GIVEN TASK:
Set out every line bearing the string "this".

========================

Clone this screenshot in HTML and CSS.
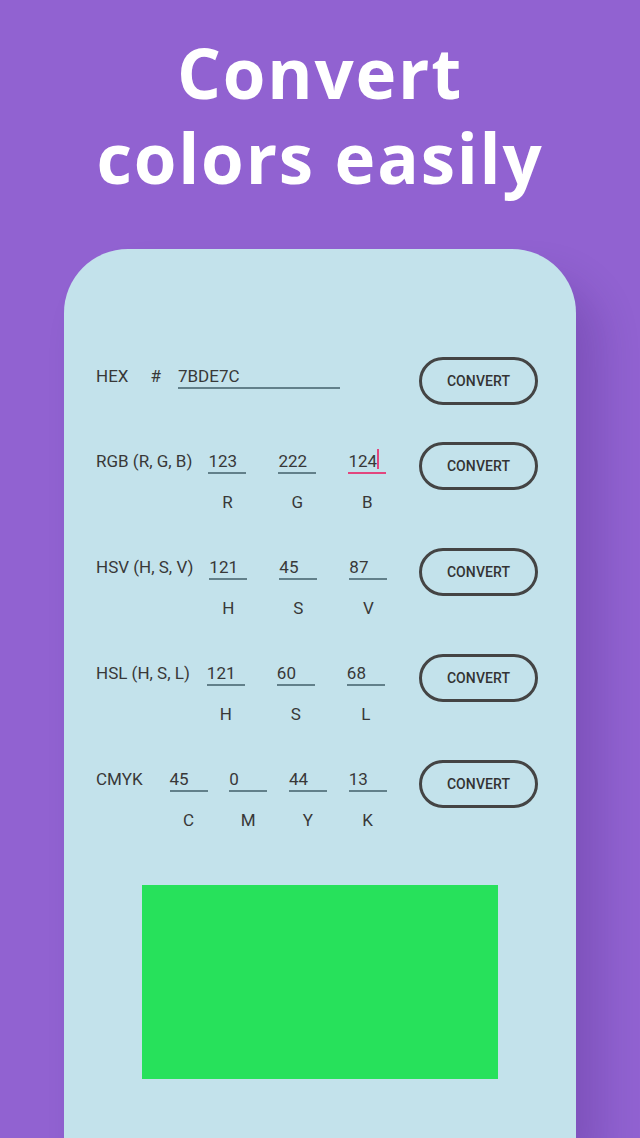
FILE: index.html
```html
<!DOCTYPE html>
<html>
<head>
<meta charset="utf-8">
<link rel="stylesheet" href="styles.css">
</head>
<body>
<div class="screen">
  <h1 class="title"><span class="tline">Convert</span><span class="tline">colors easily</span></h1>
  <div class="card">
    <div class="row row-hex">
      <span class="label">HEX</span>
      <span class="hash">#</span>
      <div class="val val-hex">7BDE7C</div>
      <button class="btn">CONVERT</button>
    </div>

    <div class="row row-3">
      <span class="label">RGB (R, G, B)</span>
      <div class="fields">
        <div class="field"><div class="val">123</div><div class="sub">R</div></div>
        <div class="field"><div class="val">222</div><div class="sub">G</div></div>
        <div class="field"><div class="val active">124<span class="cursor"></span></div><div class="sub">B</div></div>
      </div>
      <button class="btn">CONVERT</button>
    </div>

    <div class="row row-3">
      <span class="label">HSV (H, S, V)</span>
      <div class="fields">
        <div class="field"><div class="val">121</div><div class="sub">H</div></div>
        <div class="field"><div class="val">45</div><div class="sub">S</div></div>
        <div class="field"><div class="val">87</div><div class="sub">V</div></div>
      </div>
      <button class="btn">CONVERT</button>
    </div>

    <div class="row row-3 row-hsl">
      <span class="label">HSL (H, S, L)</span>
      <div class="fields">
        <div class="field"><div class="val">121</div><div class="sub">H</div></div>
        <div class="field"><div class="val">60</div><div class="sub">S</div></div>
        <div class="field"><div class="val">68</div><div class="sub">L</div></div>
      </div>
      <button class="btn">CONVERT</button>
    </div>

    <div class="row row-4">
      <span class="label">CMYK</span>
      <div class="fields">
        <div class="field"><div class="val">45</div><div class="sub">C</div></div>
        <div class="field"><div class="val">0</div><div class="sub">M</div></div>
        <div class="field"><div class="val">44</div><div class="sub">Y</div></div>
        <div class="field"><div class="val">13</div><div class="sub">K</div></div>
      </div>
      <button class="btn">CONVERT</button>
    </div>

    <div class="swatch"></div>
  </div>
</div>
</body>
</html>
```

FILE: styles.css
```css
html, body {
  margin: 0;
  padding: 0;
}
body {
  width: 640px;
  height: 1138px;
  overflow: hidden;
  background: #9162d1;
  font-family: Roboto, "Liberation Sans", sans-serif;
}
.screen {
  width: 640px;
  height: 1138px;
  display: flex;
  flex-direction: column;
}
.title {
  margin: 0;
  height: 249px;
  flex: none;
  box-sizing: border-box;
  padding-top: 30px;
  text-align: center;
  color: #ffffff;
  font-family: "Open Sans", sans-serif;
  font-weight: 700;
  font-size: 69px;
  letter-spacing: 1.8px;
  white-space: nowrap;
}
.tline {
  display: block;
  height: 85px;
  line-height: 85px;
}
.card {
  margin-left: 64px;
  width: 512px;
  flex: 1;
  box-sizing: border-box;
  background: #c3e2eb;
  border-radius: 64px 64px 0 0;
  padding: 108px 38px 0 32px;
  box-shadow: 24px 30px 40px rgba(40, 10, 90, 0.18);
  display: flex;
  flex-direction: column;
  color: #333;
}
.row {
  display: flex;
  align-items: flex-start;
  margin-bottom: 36px;
}
.row-hex {
  margin-bottom: 37px;
}
.label {
  margin-top: 9px;
  font-size: 17px;
  line-height: 20px;
  color: #383838;
  white-space: nowrap;
}
.hash {
  margin-top: 9px;
  margin-left: 22px;
  font-size: 17px;
  line-height: 20px;
  color: #383838;
}
.val {
  margin-top: 9px;
  height: 20px;
  line-height: 20px;
  font-size: 17px;
  padding-bottom: 1px;
  border-bottom: 2px solid #62808a;
  color: #383838;
  position: relative;
}
.val-hex {
  margin-left: 17px;
  width: 162px;
}
.fields {
  display: flex;
  gap: 32px;
  margin-left: 16px;
}
.row-hsl .fields {
  margin-left: 17px;
}
.row-4 .label {
  margin-right: 11px;
}
.row-4 .fields {
  gap: 21.7px;
}
.field {
  width: 38px;
  display: flex;
  flex-direction: column;
}
.sub {
  margin-top: 18px;
  text-align: center;
  font-size: 17px;
  line-height: 20px;
  color: #383838;
}
.val.active {
  border-bottom-color: #e2467e;
}
.cursor {
  display: inline-block;
  width: 2px;
  height: 20px;
  background: #e2467e;
  vertical-align: top;
  margin-top: -2px;
}
.btn {
  margin-left: auto;
  width: 119px;
  height: 48px;
  box-sizing: border-box;
  border: 3px solid #444;
  border-radius: 24px;
  background: transparent;
  font-family: Roboto, "Liberation Sans", sans-serif;
  font-weight: 500;
  font-size: 14px;
  color: #333;
  padding: 0;
  letter-spacing: 0.1px;
}
.swatch {
  align-self: center;
  margin-top: 19px;
  margin-left: 6px;
  width: 356px;
  height: 194px;
  background: #27e15b;
}
```
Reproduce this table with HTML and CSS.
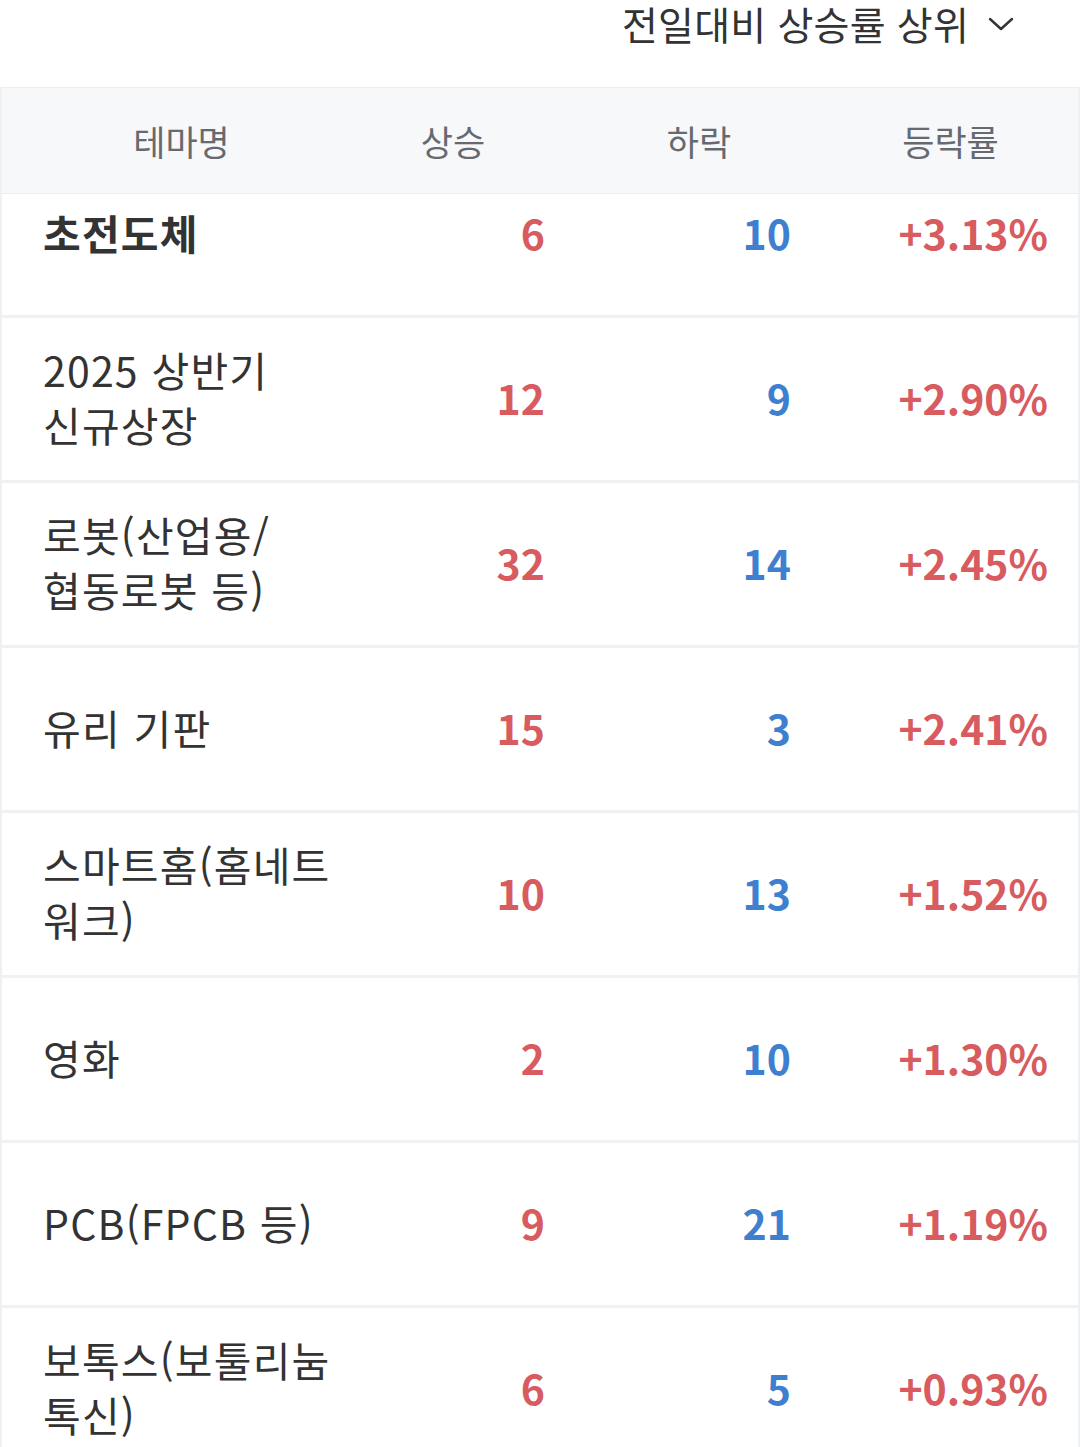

========================

SOLUTION TO THE EXERCISE:
Clone this screenshot in HTML and CSS.
Reproduce this table with HTML and CSS.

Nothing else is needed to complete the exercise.